Tentamos ouvir o também ex-gestor do município, Vilso Gomes, que, em 2010, autorizou a loteadora implantar a segunda parte do Madeira. Mas a comunicação por telefone foi prejudicada pelo déficit de sinal, já que Gomes não se encontrava na cidade, ficando ele de retornar o contato em outro momento.
Márcio Luçardo, secretário de Planejamento e Projetos, pasta que gere inclusive o programa de calçamento da atual gestão, disse que, em virtude das regras em ano eleitoral, ao menos nos próximos seis meses, pouco pode ser feito quanto à pavimentação. Mas ele frisa: “Vamos ao bairro para fazer o levantamento, etapa inicial e que antecede a confecção do projeto. Após o final da eleição municipal, será a vez de ir à busca de recursos para beneficiar com o calçamento também este loteamento”.

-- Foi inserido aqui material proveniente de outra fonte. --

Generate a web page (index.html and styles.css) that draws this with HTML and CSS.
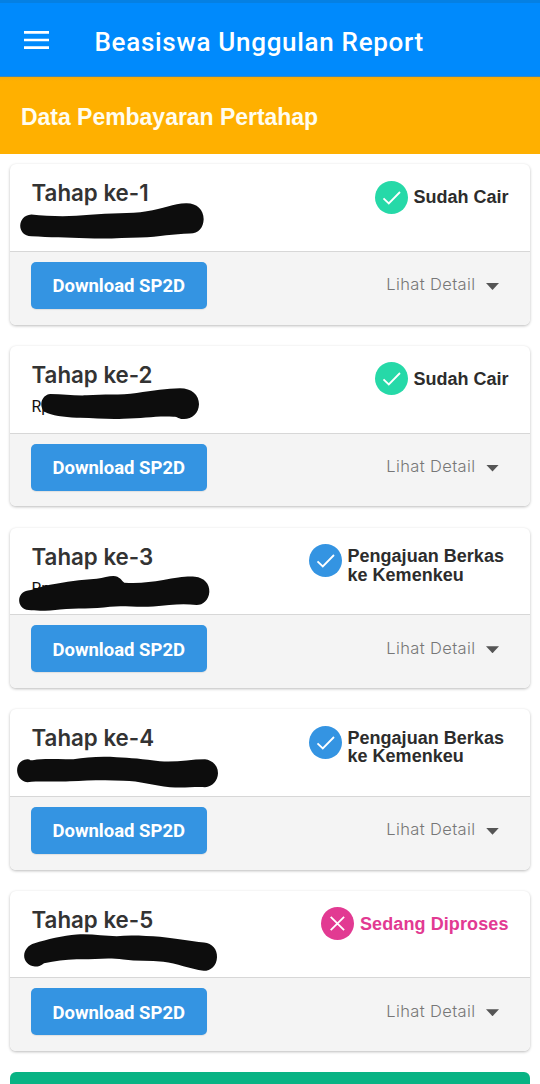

Para finalizar, buscamos o que diz na Lei Federal, que é de 1979, para que as prefeituras de todos os estados brasileiros possam autorizar os loteamentos. No dispositivo que ainda embasa a lei municipal estão as regras seguintes regras a serem obedecidas: rede de água potável, rede de energia elétrica, rede de iluminação pública e domiciliar e, por fim, rede de esgoto pluvial, composta por bueiros com a finalidade de receber e escoar as águas da chuva.